L’altra negazione è quella occultata dalla idolatria della governabilità, della stabilità, della personalizzazione del potere, tutto a un uomo solo, e di altre mistificazioni della politologia dominante e distruttiva del principio di eguaglianza. Si denomina «premio di maggioranza». Ne va smascherata la verità con forza e continuità per combattere il capovolgimento indotto nel senso comune di una verità elementare. È falso nel nome, nella sostanza e nell’effetto. Non premia affatto una maggioranza, vanifica quella vera. Il principio di maggioranza, come tutti sanno, presuppone il raggiungimento della metà più uno dei voti espressi. Il «premio di maggioranza» non lo si conferisce a chi questi voti li ha acquisiti (che oltretutto non avrebbe bisogno) ma a chi non li ha acquisiti. Lo si conferisce , quindi, a una minoranza, quella che ottiene un solo voto in più di ciascuna altra minoranza. Il «premio» si traduce quindi in un privilegio per una delle minoranze rispetto a tutte le altre. Privilegio che comporta compressione di voti e sottrazione di seggi a quella che risulterà essere la maggioranza reale, vera, perché composta dalla somma delle liste votate, esclusa la minoranza privilegiata. Col renzusconum una lista che ottiene il 37% dei voti, raggiunto magari con altre liste della coalizione che non hanno raggiunto la soglia del 5% dei voti, una lista quindi che potrebbe aver conseguito solo il 30% dei voti o anche meno, otterrebbe il 53% dei seggi sottraendoli alla rappresentanza dei due terzi degli elettori. Non è l’unica violazione di ogni logica elementare del renzusconum. Ce ne sono altre come le «soglie» di entità esorbitante che perciò vanificano i voti di milioni di elettori che non si riconoscono in nessuna delle due aggregazioni supposte come maggiori. Soglie che operano selettivamente al primo scrutinio, ma scompaiono nel ballottaggio per riservarlo all’esclusivo dominio di tali aggregazioni.

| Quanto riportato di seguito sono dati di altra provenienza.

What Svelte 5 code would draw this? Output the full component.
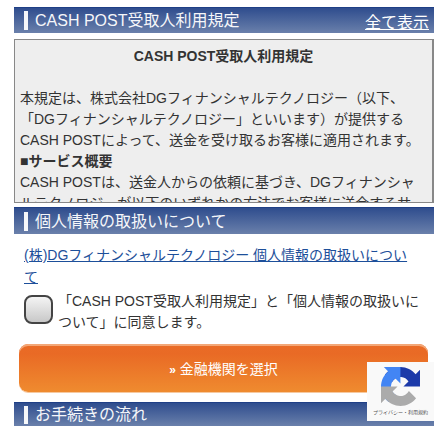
<script>
  const terms = [
    '本規定は、株式会社DGフィナンシャルテクノロジー（以下、',
    '「DGフィナンシャルテクノロジー」といいます）が提供する',
    'CASH POSTによって、送金を受け取るお客様に適用されます。'
  ];
</script>

<main class="page">
  <header class="bar">
    <h2>CASH POST受取人利用規定</h2>
    <a href="#all" class="all">全て表示</a>
  </header>

  <section class="terms">
    <h3>CASH POST受取人利用規定</h3>
    <p class="lead">{#each terms as t}{t}<br />{/each}</p>
    <p class="strong">■サービス概要</p>
    <p>CASH POSTは、送金人からの依頼に基づき、DGフィナンシャルテクノロジーが以下のいずれかの方法でお客様に送金するサービスです。</p>
  </section>

  <header class="bar second">
    <h2>個人情報の取扱いについて</h2>
  </header>

  <a class="policy" href="#policy">(株)DGフィナンシャルテクノロジー 個人情報の取扱いについて</a>

  <label class="agree">
    <span class="check"></span>
    <span class="agree-text">「CASH POST受取人利用規定」と「個人情報の取扱いについて」に同意します。</span>
  </label>

  <div class="btn-wrap">
    <button class="btn"><span class="chev">&#187;</span> 金融機関を選択</button>
    <div class="recaptcha">
      <svg viewBox="0 0 64 64" width="39" height="39" aria-hidden="true">
        <path d="M64 31.955l-.033-1.37V4.687l-7.16 7.16C50.947 4.674 41.97 0 31.98 0 21.58 0 12.34 4.96 6.5 12.64l11.73 11.86a15.55 15.55 0 0 1 4.75-5.33c2.05-1.6 4.95-2.9 9-2.9.49 0 .87.07 1.15.18 5.03.4 9.4 3.17 11.96 7.2l-8.3 8.3c10.5-.04 22.4-.07 27.2 0" fill="#1c3aa9" />
        <path d="M31.95 0l-1.37.03H4.69l7.16 7.16C4.67 13.05 0 22.03 0 32.02c0 10.4 4.96 19.64 12.64 25.48l11.86-11.73a15.55 15.55 0 0 1-5.33-4.75c-1.6-2.05-2.9-4.95-2.9-9 0-.49.07-.87.18-1.15.4-5.03 3.17-9.4 7.2-11.96l8.3 8.3c-.04-10.5-.07-22.4 0-27.2" fill="#4285f4" />
        <path d="M0 32.05l.03 1.37v25.9l7.16-7.16C13.05 59.33 22.03 64 32.02 64c10.4 0 19.64-4.96 25.48-12.64L45.77 39.5a15.55 15.55 0 0 1-4.75 5.33c-2.05 1.6-4.95 2.9-9 2.9-.49 0-.87-.07-1.15-.18-5.03-.4-9.4-3.17-11.96-7.2l8.3-8.3c-10.5.04-22.4.07-27.2 0" fill="#ababab" />
      </svg>
      <span>プライバシー・利用規約</span>
    </div>
  </div>

  <header class="bar third">
    <h2>お手続きの流れ</h2>
  </header>
</main>

<style>
  :global(body) {
    margin: 0;
    background: #fff;
  }
  .page {
    position: relative;
    width: 420px;
    height: 440px;
    padding: 7px 14px 0;
    overflow: hidden;
    font-family: "Liberation Sans", "Noto Sans CJK JP", sans-serif;
    font-size: 14px;
    color: #333;
  }
  .bar {
    display: flex;
    align-items: center;
    justify-content: space-between;
    height: 26px;
    padding: 0 5px 0 10px;
    background: linear-gradient(#2f4d8e, #6a80ab);
    border-top: 1px solid #1f3f86;
    box-sizing: border-box;
  }
  .bar h2 {
    margin: 0;
    padding-left: 7px;
    border-left: 4px solid #fff;
    font-size: 16px;
    font-weight: 400;
    line-height: 19px;
    color: #fff;
    opacity: 0.95;
  }
  .all {
    font-size: 16px;
    color: #fff;
  }
  .terms {
    height: 164px;
    margin-top: 6px;
    padding: 5px 5px 0;
    overflow: hidden;
    background: #eee;
    border: 1px solid #888;
    border-right-width: 2px;
    box-sizing: border-box;
    line-height: 21px;
  }
  .terms h3 {
    margin: 0 0 21px;
    font-size: 14px;
    text-align: center;
    line-height: 22px;
  }
  .terms p {
    margin: 0;
  }
  .strong {
    font-weight: 700;
  }
  .second {
    margin-top: 4px;
    height: 27px;
  }
  .policy {
    display: block;
    margin: 10px 22px 0 10px;
    line-height: 22px;
    color: #1d4f9a;
  }
  .agree {
    display: flex;
    align-items: flex-start;
    gap: 5px;
    margin: 3px 6px 0 10px;
    line-height: 21px;
  }
  .check {
    flex: none;
    width: 25px;
    height: 25px;
    margin-top: 4px;
    border: 2px solid #444;
    border-radius: 8px;
    background: linear-gradient(#f4f4f4, #c8c8c8);
  }
  .btn-wrap {
    position: relative;
    margin-top: 11px;
    padding: 0 6px 0 5px;
  }
  .btn {
    display: block;
    width: 100%;
    height: 48px;
    border: 0;
    border-radius: 9px;
    background: linear-gradient(#ea6c27 0, #e96a25 20%, #ef8b2f);
    box-shadow: inset 0 2px 0 #f3a777, 0 1px 0 #f6c9a0;
    color: #fff;
    font-family: inherit;
    font-size: 14px;
  }
  .chev {
    font-size: 12px;
    font-weight: 700;
  }
  .recaptcha {
    position: absolute;
    right: 0;
    top: 18px;
    display: flex;
    flex-direction: column;
    align-items: center;
    width: 67px;
    height: 59px;
    padding-top: 5px;
    background: #f9f9f9;
    box-sizing: border-box;
    z-index: 2;
  }
  .recaptcha span {
    margin-top: 2px;
    font-size: 5px;
    line-height: 8px;
    color: #555;
    white-space: nowrap;
  }
  .third {
    margin-top: 10px;
    height: 24px;
  }
  .third h2 {
    line-height: 18px;
  }
</style>
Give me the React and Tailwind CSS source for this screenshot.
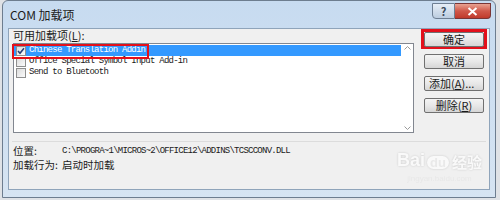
import React from "react";

const cjk = { fontFamily: '"Noto Sans CJK SC", "Noto Sans", sans-serif' };
const mono = { fontFamily: '"Liberation Mono", "Noto Sans CJK SC", monospace' };

function Check({ checked }) {
  return (
    <div className="w-[10px] h-[10px] border border-[#8f8f8f] bg-gradient-to-br from-[#dcdcdc] to-[#fbfbfb] flex items-center justify-center shrink-0">
      {checked && (
        <svg width="8" height="8" viewBox="0 0 8 8">
          <path d="M1 4 L3 6.2 L7 1.2" fill="none" stroke="#2a3e78" strokeWidth="1.6" />
        </svg>
      )}
    </div>
  );
}

function Btn({ children, className = "" }) {
  return (
    <div
      className={
        "w-[60px] h-[15px] border border-[#707070] rounded-[2px] bg-gradient-to-b from-[#f4f4f4] via-[#e8e8e8] to-[#d6d6d6] flex items-center justify-center text-[11px] leading-none text-[#1a1a1a] " +
        className
      }
      style={cjk}
    >
      {children}
    </div>
  );
}

const items = [
  { name: "Chinese Translation Addin", checked: true, selected: true },
  { name: "Office Special Symbol Input Add-in", checked: false },
  { name: "Send to Bluetooth", checked: false },
];

export default function App() {
  return (
    <div className="w-[500px] h-[200px] bg-[#dfe2e6] overflow-hidden">
      <div className="ml-[2px] w-[494px] h-[198px] rounded-t-[6px] border border-[#6d7d8f] bg-gradient-to-b from-[#c7dbf0] to-[#d6e4f2] flex flex-col">
        {/* title bar */}
        <div className="h-[27px] flex items-start justify-between">
          <div className="pl-[7px] pt-[5px] text-[12px] text-[#1b1b1b]" style={cjk}>
            COM 加载项
          </div>
          <div className="flex mr-[4px] mt-[2px]">
            <div className="w-[23px] h-[16px] border border-[#6e7f93] rounded-bl-[4px] bg-gradient-to-b from-[#e6eef7] to-[#bccde0] flex items-center justify-center text-[11px] text-[#3c4a5c] font-bold" style={cjk}>
              ?
            </div>
            <div className="w-[36px] h-[16px] border border-l-0 border-[#7a3535] rounded-br-[4px] bg-gradient-to-b from-[#e8a292] via-[#d0584a] to-[#c0392b] flex items-center justify-center">
              <svg width="11" height="9" viewBox="0 0 11 9">
                <path d="M1.5 1 L9.5 8 M9.5 1 L1.5 8" stroke="#ffffff" strokeWidth="2" />
              </svg>
            </div>
          </div>
        </div>

        {/* client area */}
        <div className="relative mx-[5px] mb-[7px] flex-1 bg-[#f0f0f0] border border-[#8fa4ba] flex flex-col">
          <div className="flex">
            <div className="pl-[4px] flex flex-col">
              <div className="h-[13px] text-[11px] leading-[13px] text-[#1b1b1b] whitespace-nowrap" style={cjk}>
                可用加载项(<u>L</u>):
              </div>
              <div className="relative mt-[1px] w-[401px] h-[90px] border border-[#828790] bg-white flex">
                <div className="flex-1 pt-[1px] flex flex-col">
                  {items.map((it) => (
                    <div
                      key={it.name}
                      className={
                        "h-[11px] flex items-center gap-[3px] pl-[2px] " +
                        (it.selected ? "bg-[#3399ff] text-white" : "text-[#1a1a1a]")
                      }
                    >
                      <Check checked={it.checked} />
                      <span className="text-[9px] tracking-[-0.75px] leading-none whitespace-pre" style={mono}>
                        {it.name}
                      </span>
                    </div>
                  ))}
                </div>
                <div className="w-[12px] flex flex-col items-center justify-between py-[2px]">
                  <svg width="7" height="4" viewBox="0 0 7 4">
                    <path d="M0.5 3.5 L3.5 0.5 L6.5 3.5" fill="none" stroke="#9a9a9a" />
                  </svg>
                  <svg width="7" height="4" viewBox="0 0 7 4">
                    <path d="M0.5 0.5 L3.5 3.5 L6.5 0.5" fill="none" stroke="#9a9a9a" />
                  </svg>
                </div>
                {/* red highlight */}
                <div className="absolute left-[-2px] top-[0px] w-[137px] h-[15px] border-[2px] border-[#e3101b]" />
              </div>
            </div>

            <div className="ml-auto mr-[2px] flex flex-col items-center">
              <div className="w-[66px] h-[20px] border-[3px] border-[#e3101b] flex items-center justify-center">
                <Btn className="h-[14px] w-[58px] bg-gradient-to-b from-[#eaf6fd] via-[#d9f0fc] to-[#bee6fd] border-[#3c7fb1]">确定</Btn>
              </div>
              <Btn className="mt-[5px]">取消</Btn>
              <Btn className="mt-[7px] justify-start pl-[4px]">
                添加(<u>A</u>)...
              </Btn>
              <Btn className="mt-[7px]">
                删除(<u>R</u>)
              </Btn>
            </div>
          </div>

          <div className="mt-[8px] mx-[3px] border-t border-[#dcdcdc]" />

          <div className="pl-[4px] mt-[2px] flex flex-col text-[10.5px] leading-none text-[#1b1b1b] whitespace-nowrap" style={cjk}>
            <div className="h-[14px] flex items-center">
              <span className="w-[49px] shrink-0">位置:</span>
              <span className="text-[9px] tracking-[-0.75px]" style={mono}>
                C:\PROGRA~1\MICROS~2\OFFICE12\ADDINS\TCSCCONV.DLL
              </span>
            </div>
            <div className="h-[14px] flex items-center">
              <span className="w-[49px] shrink-0">加载行为:</span>
              <span>启动时加载</span>
            </div>
          </div>

          {/* watermark */}
          <div className="absolute left-[388px] top-[122px] flex flex-col items-center opacity-60">
            <div className="flex items-end text-white text-[18px] font-bold leading-none drop-shadow-[0_0_1px_rgba(0,0,0,0.25)]" style={{ fontFamily: '"Liberation Sans", "Noto Sans CJK SC", sans-serif' }}>
              <span>Bai</span>
              <span className="ml-[2px] rounded-full bg-white text-[#e6e6e6] text-[13px] px-[3px]">du</span>
              <span className="ml-[3px] text-[15px]" style={cjk}>经验</span>
            </div>
            <div className="text-[8px] text-[#e2e2e2] mt-[4px]" style={{ fontFamily: '"Liberation Sans", sans-serif' }}>
              jingyan.baidu.com
            </div>
          </div>
        </div>
      </div>
    </div>
  );
}
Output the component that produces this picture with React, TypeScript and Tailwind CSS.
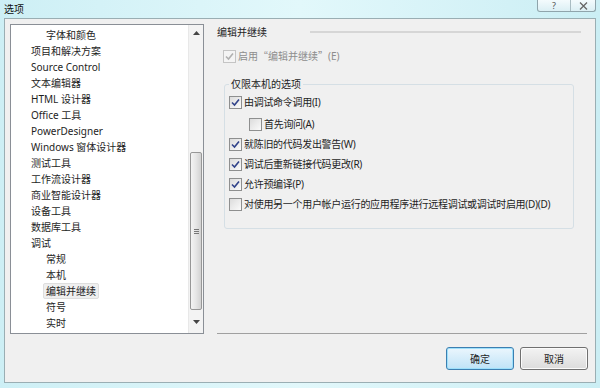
import React from "react";

type Item = { label: string; indent?: boolean; selected?: boolean };

const ITEMS: Item[] = [
  { label: "字体和颜色", indent: true },
  { label: "项目和解决方案" },
  { label: "Source Control" },
  { label: "文本编辑器" },
  { label: "HTML 设计器" },
  { label: "Office 工具" },
  { label: "PowerDesigner" },
  { label: "Windows 窗体设计器" },
  { label: "测试工具" },
  { label: "工作流设计器" },
  { label: "商业智能设计器" },
  { label: "设备工具" },
  { label: "数据库工具" },
  { label: "调试" },
  { label: "常规", indent: true },
  { label: "本机", indent: true },
  { label: "编辑并继续", indent: true, selected: true },
  { label: "符号", indent: true },
  { label: "实时", indent: true },
];

function Check({ checked, disabled }: { checked?: boolean; disabled?: boolean }) {
  return (
    <span
      className={`flex h-[13px] w-[13px] shrink-0 items-center justify-center border ${
        disabled ? "border-[#c4c4c4] bg-[#f4f4f4]" : "border-[#8e8f8f] bg-gradient-to-br from-[#dcdcdc] to-[#fbfbfb]"
      }`}
    >
      {checked && (
        <svg width="9" height="9" viewBox="0 0 9 9">
          <path
            d="M1 4.5 L3.5 7 L8 1.5"
            fill="none"
            stroke={disabled ? "#b0b0b0" : "#31438a"}
            strokeWidth="1.6"
          />
        </svg>
      )}
    </span>
  );
}

function CheckRow({
  label,
  checked,
  disabled,
  className = "",
}: {
  label: React.ReactNode;
  checked?: boolean;
  disabled?: boolean;
  className?: string;
}) {
  return (
    <div className={`flex h-[16px] items-center gap-[2px] whitespace-nowrap ${className}`}>
      <Check checked={checked} disabled={disabled} />
      <span className={disabled ? "text-[#8d8d8d]" : "text-[#1e1e1e]"}>{label}</span>
    </div>
  );
}

const cjk = { fontFamily: '"Noto Sans CJK SC", sans-serif' };

export default function App() {
  return (
    <div
      className="flex h-[388px] w-[600px] flex-col overflow-hidden bg-gradient-to-r from-[#cdeff5] via-[#e2f8fb] to-[#cbeef4] text-[10px] leading-[16px] text-[#1e1e1e]"
      style={{ fontFamily: '"Noto Sans", "Noto Sans CJK SC", sans-serif' }}
    >
      {/* title bar */}
      <div className="flex h-[18px] shrink-0 items-start">
        <span className="pl-[4px] pt-[1px] text-[10px] text-[#111]">选项</span>
        <div className="ml-auto mr-[4px] flex h-[12px] overflow-hidden rounded-b-[3px] border border-t-0 border-[#8fa4ab] bg-gradient-to-b from-[#f4fbfd] to-[#dbeff4]">
          <div className="flex w-[33px] items-center justify-center border-r border-[#a9bcc2] text-[9px] leading-none text-[#555]">
            ?
          </div>
          <div className="flex w-[24px] items-center justify-center">
            <svg width="9" height="8" viewBox="0 0 9 8">
              <path d="M1 0.5 L8 7.5 M8 0.5 L1 7.5" stroke="#666" strokeWidth="1.3" />
            </svg>
          </div>
        </div>
      </div>

      {/* main panel */}
      <div className="mx-[4px] mb-[5px] flex flex-1 flex-col border border-[#9aaeb3] bg-[#f0f0f0]">
        <div className="flex pl-[5px] pt-[5px]">
          {/* tree list */}
          <div className="flex h-[310px] w-[194px] border border-[#8a8f96] bg-white">
            <div className="flex-1 overflow-hidden pt-[2px]">
              {ITEMS.map((it) => (
                <div key={it.label} className={`flex h-[16px] items-center ${it.indent ? "pl-[35px]" : "pl-[20px]"}`}>
                  <span
                    className={
                      it.selected
                        ? "-ml-[3px] rounded-[2px] border border-[#dedede] bg-[#efefef] px-[2px] leading-[14px]"
                        : ""
                    }
                  >
                    {it.label}
                  </span>
                </div>
              ))}
            </div>
            {/* scrollbar */}
            <div className="flex w-[15px] flex-col border-l border-[#e8e8e8] bg-[#f3f3f3]">
              <div className="flex h-[16px] items-center justify-center">
                <svg width="7" height="4" viewBox="0 0 7 4">
                  <path d="M0 4 L3.5 0 L7 4 Z" fill="#444" />
                </svg>
              </div>
              <div className="h-[111px]" />
              <div className="mx-[1px] flex h-[158px] items-center justify-center rounded-[2px] border border-[#979797] bg-gradient-to-r from-[#f4f4f4] via-[#e6e6e6] to-[#d2d2d2]">
                <div className="flex flex-col gap-[1px]">
                  <span className="h-px w-[5px] bg-[#777]" />
                  <span className="h-px w-[5px] bg-[#777]" />
                  <span className="h-px w-[5px] bg-[#777]" />
                </div>
              </div>
              <div className="flex flex-1 items-center justify-center">
                <svg width="7" height="4" viewBox="0 0 7 4">
                  <path d="M0 0 L3.5 4 L7 0 Z" fill="#444" />
                </svg>
              </div>
            </div>
          </div>

          {/* right side */}
          <div className="ml-[13px] mr-[8px] flex h-[310px] flex-1 flex-col">
            <div className="flex h-[16px] items-center">
              <span className="w-[93px] shrink-0">编辑并继续</span>
              <span className="mr-[6px] h-[2px] flex-1 bg-[#d6d6d6]" />
            </div>
            <CheckRow
              className="ml-[6px] mt-[8px]"
              label={
                <>
                  启用<span style={cjk}>“</span>编辑并继续<span style={cjk}>”</span>(E)
                </>
              }
              checked
              disabled
            />

            <fieldset className="ml-[7px] mr-[13px] mt-[13px] h-[152px] rounded-[3px] border border-[#d5dfe5] pb-0 pl-[4px] pt-[3px] tracking-[-0.3px]">
              <legend className="px-[2px] leading-[14px] tracking-normal">仅限本机的选项</legend>
              <CheckRow label="由调试命令调用(I)" checked />
              <CheckRow className="ml-[20px] mt-[6px]" label="首先询问(A)" />
              <CheckRow className="mt-[4px]" label="就陈旧的代码发出警告(W)" checked />
              <CheckRow className="mt-[4px]" label="调试后重新链接代码更改(R)" checked />
              <CheckRow className="mt-[4px]" label="允许预编译(P)" checked />
              <CheckRow
                className="mt-[4px]"
                label="对使用另一个用户帐户运行的应用程序进行远程调试或调试时启用(D)(D)"
              />
            </fieldset>

            <div className="mt-auto h-px bg-[#a0a0a0]" />
          </div>
        </div>

        {/* buttons */}
        <div className="mr-[7px] mt-[13px] flex justify-end gap-[6px]">
          <button className="h-[23px] w-[68px] rounded-[3px] border border-[#3c7fb1] bg-gradient-to-b from-[#ebf6fd] to-[#bfe3f7] text-[10px] shadow-[inset_0_0_0_1px_#9ee0fb]">
            确定
          </button>
          <button className="h-[23px] w-[68px] rounded-[3px] border border-[#707070] bg-gradient-to-b from-[#f3f3f3] to-[#dcdcdc] text-[10px] shadow-[inset_0_0_0_1px_#fbfbfb]">
            取消
          </button>
        </div>
      </div>
    </div>
  );
}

Si sostiene che queste illogicità plateali, queste storture aberranti, si rendono necessarie per assicurare la governabilità anche se sacrificano l’eguaglianza. Un principio fondante (il massimo secondo Costituzione) dovrebbe recedere a fronte di un obiettivo che, al di là del costo altissimo in termini della stessa tollerabilità democratica, è tutt’altro che certo e comunque non sicuramente virtuoso. Lo dimostra l’esperienza disastrosa del governo Berlusconi, che dal 2008 al 2011 disponeva di una maggioranza enorme e ha portato l’Italia sull’orlo del default. Si sostiene anche che la sera dell’elezione gli elettori e le elettrici devono «sapere chi li governa». Mai idiozia così truffaldina fu congegnata. Averla prima inventata e poi diffusa ha determinato il rovesciamento tragico del senso dell’elezione trasmutandola in scelta di colui dal quale si sarà governati, come dire, se … da Francia o da Spagna si otterrà il «magnare». L’elezione non sarà più diretta alla scelta del rappresentante delle domande, dei bisogni, dei progetti di chi compone il corpo elettorale cui spetterebbe la sovranità. La sovranità sarà capovolta, diverrà sudditanza a un capo assoluto. La tragedia della democrazia si rappresenterà con la farsa dell’elezione.

Prima di approvare questa legge ci pensino i parlamentari della Repubblica. Chissà. Potrebbero cogliere l’occasione per rivelarsi tali.